Many venues will struggle to pay National Living Wage to be introduced next month, says Lane End Conference Centre
01/03/2016

Pictured: Lane End Conference Centre

Venues are facing a struggle to pay the new National Living Wage according to Lane End Conference Centre.

The introduction of  the government’s new National Living Wage next month means that meeting and event venues are going to have to dig deep – leaving many in a difficult position, according to Mike Gough, operations director at the Buckinghamshire conference and meeting centre. Lane End will be paying the government's new rate of £7.20 per hour for over 25s, but is currently not be able to pay the Living Wage Foundation's Living Wage rate of £8.25 per hour.

Gough said: “We fully support the government’s introduction of both workplace pensions and increasing the living wage. We think it is a great initiative and believe that by looking after our employees we are indirectly looking after our customers. 

“Having said that, as a small independent venue, we always need to consider the profitability and survival of our organisation for the benefit of our customers as well as our employees. Therefore, although we support these initiatives, we need to make gradual changes to ensure we secure the survival of our organisation and also maintain a happy, secure and satisfied workforce. 

“Many venues, particularly small independents, have struggled to cope with the recent recessions and have been hit hard by the decline in demand. Those venues now have to dig deep to fund the changes and I can see some venues between a rock and a hard place in terms of price rises and/or a drop in staffing levels and therefore standards. Further diluting of core focus is also likely as venues look for every available revenue stream.” 

The government’s compulsory National Living Wage is set to be introduced in April, set at £7.20 per hour for all working people aged 25 and over. This will be over and above the National Minimum Wage which will remain in place for those aged under 25.

Last year, M&IT teamed up with the Association of British Professional Conference Organisers (ABPCO) to launch the Living Wage for Live Events campaign to persuade event buyers and policy makers to encourage the industry as a whole to pay a Living Wage. 

The Living Wage Foundation has calculated the acceptable standard of living to be £9.40 per hour in London and £8.25 per hour for the rest of the UK. Currently, up to 90 per cent of workers in the hospitality sector live below that rate.

Gough added: “Here at Lane End we have remained focused on our core business and have fortunately been fairly stable through the recessions. We have carefully planned our strategy for meeting the changes - and are therefore confident that we will be able to do so without resorting to either the rock or the hard place.
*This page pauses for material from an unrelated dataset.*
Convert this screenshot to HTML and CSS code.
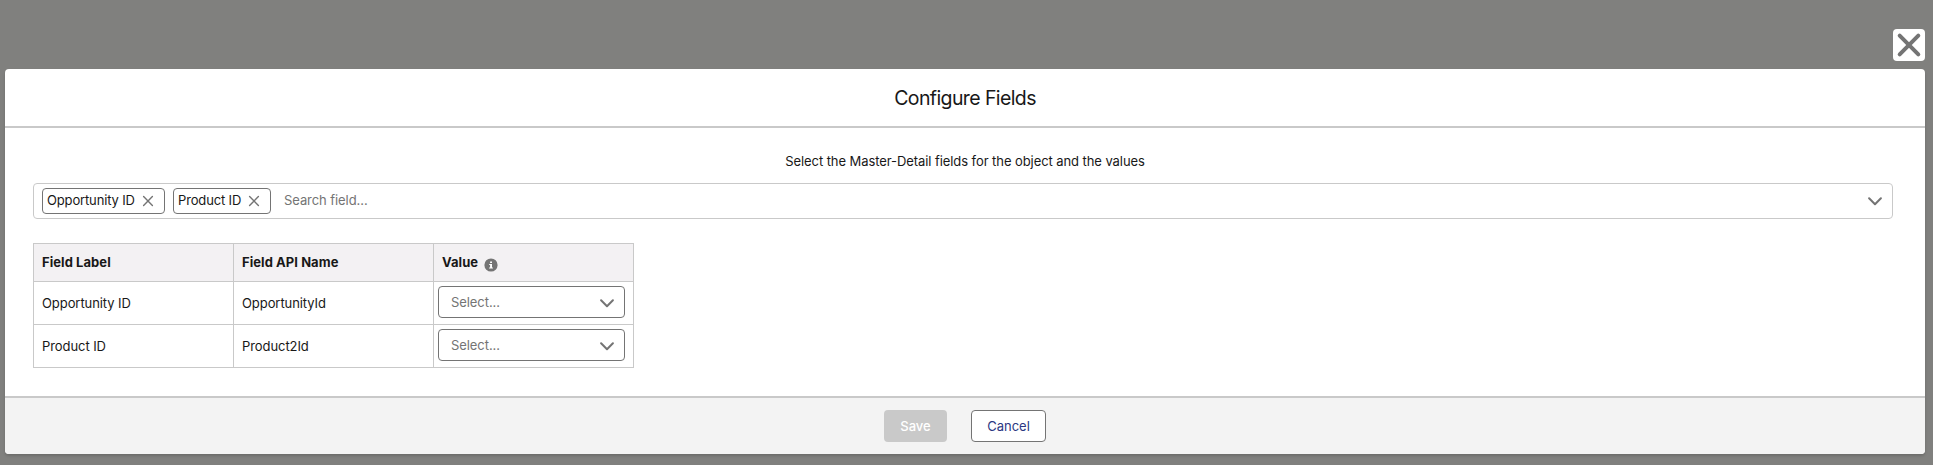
FILE: index.html
```html
<!DOCTYPE html>
<html lang="en">
<head>
<meta charset="utf-8">
<title>Configure Fields</title>
<link rel="stylesheet" href="styles.css">
</head>
<body>
<div class="backdrop">
  <button class="close" aria-label="Close"><svg width="32" height="32" viewBox="0 0 32 32"><path d="M6.7 6.7 25.3 25.3M25.3 6.7 6.7 25.3"/></svg></button>
  <section class="modal">
    <header class="modal-header"><h2 class="title">Configure Fields</h2></header>
    <div class="modal-body">
      <p class="hint">Select the Master-Detail fields for the object and the values</p>
      <div class="combo">
        <span class="pill pill-wide"><span class="pill-text">Opportunity ID</span><svg width="12" height="12" viewBox="0 0 12 12"><path d="M1.6 1.6 10.4 10.4M10.4 1.6 1.6 10.4"/></svg></span>
        <span class="pill"><span class="pill-text">Product ID</span><svg width="12" height="12" viewBox="0 0 12 12"><path d="M1.6 1.6 10.4 10.4M10.4 1.6 1.6 10.4"/></svg></span>
        <span class="placeholder">Search field...</span>
        <svg class="chevron" width="14" height="9" viewBox="0 0 14 9"><path d="M1.1 1.3 7 7.2 12.9 1.3"/></svg>
      </div>
      <div class="table">
        <div class="row head">
          <div class="cell">Field Label</div>
          <div class="cell">Field API Name</div>
          <div class="cell value-head"><span>Value</span><svg class="info" width="14" height="14" viewBox="0 0 14 14"><circle cx="7" cy="7" r="6.6"/><path d="M6.1 3.5h1.9v1.6H6.1zM5.2 5.9h2.8v3.5h.9v1.1H5.1V9.4h1V7h-.9z"/></svg></div>
        </div>
        <div class="row">
          <div class="cell">Opportunity ID</div>
          <div class="cell">OpportunityId</div>
          <div class="cell pick"><div class="select"><span>Select...</span><svg class="chevron" width="14" height="9" viewBox="0 0 14 9"><path d="M1.1 1.3 7 7.2 12.9 1.3"/></svg></div></div>
        </div>
        <div class="row">
          <div class="cell">Product ID</div>
          <div class="cell">Product2Id</div>
          <div class="cell pick"><div class="select"><span>Select...</span><svg class="chevron" width="14" height="9" viewBox="0 0 14 9"><path d="M1.1 1.3 7 7.2 12.9 1.3"/></svg></div></div>
        </div>
      </div>
    </div>
    <footer class="modal-footer">
      <button class="btn save">Save</button>
      <button class="btn cancel">Cancel</button>
    </footer>
  </section>
</div>
</body>
</html>
```

FILE: styles.css
```css
* { box-sizing: border-box; }
body { margin: 0; font: 13px/20px Inter, "Liberation Sans", sans-serif; letter-spacing: -.075px; color: #181818; }
svg { display: block; flex: none; fill: none; stroke: #747474; }
.backdrop { height: 465px; padding: 29px 8px 11px 5px; background: #80807e; display: flex; flex-direction: column; align-items: flex-end; gap: 8px; overflow: hidden; }
.close { width: 32px; height: 32px; padding: 0; border: 0; border-radius: 4px; background: #fff; }
.close svg { stroke-width: 4; stroke-linecap: round; }
.modal { width: 100%; height: 385px; display: flex; flex-direction: column; background: #fff; border-radius: 4px; overflow: hidden; box-shadow: 0 2px 3px rgba(0, 0, 0, .16); }
.modal-header { height: 59px; border-bottom: 2px solid #c9c9c9; padding-top: 2px; display: flex; align-items: center; justify-content: center; }
.title { margin: 0; font-size: 19.5px; line-height: 25px; font-weight: 400; letter-spacing: -.6px; }
.modal-body { flex: 1; padding: 23px 32px 0 28px; display: flex; flex-direction: column; }
.hint { margin: 0 0 12px; text-align: center; padding-left: 4px; }
.combo { height: 36px; border: 1px solid #c9c9c9; border-radius: 4px; padding: 0 10px 0 8px; display: flex; align-items: center; gap: 8px; }
.pill { width: 98px; height: 26px; border: 1px solid #747474; border-radius: 4px; padding: 0 10px 0 4px; display: flex; align-items: center; justify-content: space-between; }
.pill-wide { width: 123px; }
.pill-text { padding-bottom: 2px; letter-spacing: -.15px; }
.pill svg { stroke-width: 1.4; stroke-linecap: round; }
.placeholder { flex: 1; padding: 0 0 2px 5px; color: #747474; }
.chevron { stroke-width: 2; stroke-linecap: round; stroke-linejoin: round; }
.table { margin-top: 24px; width: 601px; border: 1px solid #c9c9c9; }
.row { height: 43px; display: grid; grid-template-columns: 199px 200px 200px; border-top: 1px solid #c9c9c9; }
.head { height: 37px; border-top: 0; background: #f3f1f3; font-weight: 700; letter-spacing: .06px; }
.cell { display: flex; align-items: center; padding-left: 8px; border-left: 1px solid #c9c9c9; }
.cell:first-child { border-left: 0; }
.head .cell { padding-bottom: 1px; }
.head .value-head { gap: 6px; padding-bottom: 2px; }
.info { margin-top: 7px; }
.info circle { fill: #747474; stroke: none; }
.info path { fill: #fff; stroke: none; }
.pick { padding: 4px 8px 6px 4px; }
.select { width: 187px; height: 32px; border: 1px solid #747474; border-radius: 4px; padding: 0 10px 0 12px; display: flex; align-items: center; justify-content: space-between; color: #747474; }
.select .chevron { margin-top: 3px; }
.modal-footer { height: 58px; border-top: 2px solid #c9c9c9; background: #f3f3f3; display: flex; align-items: center; justify-content: center; gap: 24px; }
.btn { height: 32px; padding: 0; border-radius: 4px; font: inherit; }
.save { width: 63px; border: 0; background: #c9c9c9; color: #fff; font-weight: 500; }
.cancel { width: 75px; border: 1px solid #747474; background: #fff; color: #2c3782; }
```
“We will be paying the new minimum Living Wage as suggested by the government. However, we will not at this stage be able to reach to the Living Wage Foundation’s suggested minimum Living Wage.”

  • Tim Chudley of Sundial Group 03/03/2016

    Its time we bit the bullet and paid our front line people properly. The good thing about this significant increase in the statutory minimum wage (it's not the living wage as the government tries to claim) is that every employer must pay it. Every hospitality business will need to find ways to manage this change. Buyers will then choose between those that have to make a modest increase in prices and those who cut back on service. I am willing to bet that the survivors will be the responsible businesses that manage this challenge without dropping standards.

    I hope the government continues to make above inflation increases to the minimum wage until it does reflect the true living wage.